The hypotenuse is the longest side of a right triangle and is always opposite the right angle. In the case of an isosceles right triangle, figuring out the hypotenuse involves a consistent geometric principle.Given both legs are equal in such a triangle, if each leg is \(x\), then using our simplified formula from the Pythagorean theorem, the length of the hypotenuse \(c\) becomes \( c = \sqrt{2x^2} \). This simplifies further to \( c = x\sqrt{2} \). What this means is that the hypotenuse is \(\sqrt{2}\) times any one leg's length. This consistency makes computations involving isosceles right triangles straightforward, as the ratio between the hypotenuse and a leg remains the same.

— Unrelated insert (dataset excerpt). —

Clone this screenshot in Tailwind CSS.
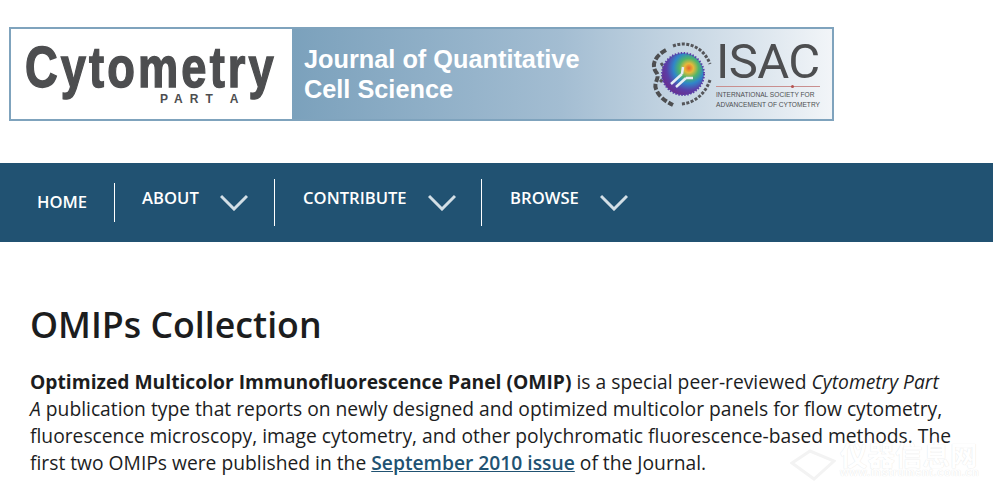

Triangle geometry, especially involving isosceles right triangles, holds great importance in the geometric realm due to its symmetry and exact angle measures.In isosceles right triangles:

• Two sides (legs) are equal in length.
• The angles are 45°, 45°, and 90°.
• The hypotenuse is easily computed as the legs times \(\sqrt{2}\).

These triangles exhibit perfect symmetry, making them ideal for many applications, from architectural designs to simple problem-solving scenarios in mathematics. By understanding their properties, you can apply similar logic to other geometric problems, providing a strong foundation in spatial reasoning.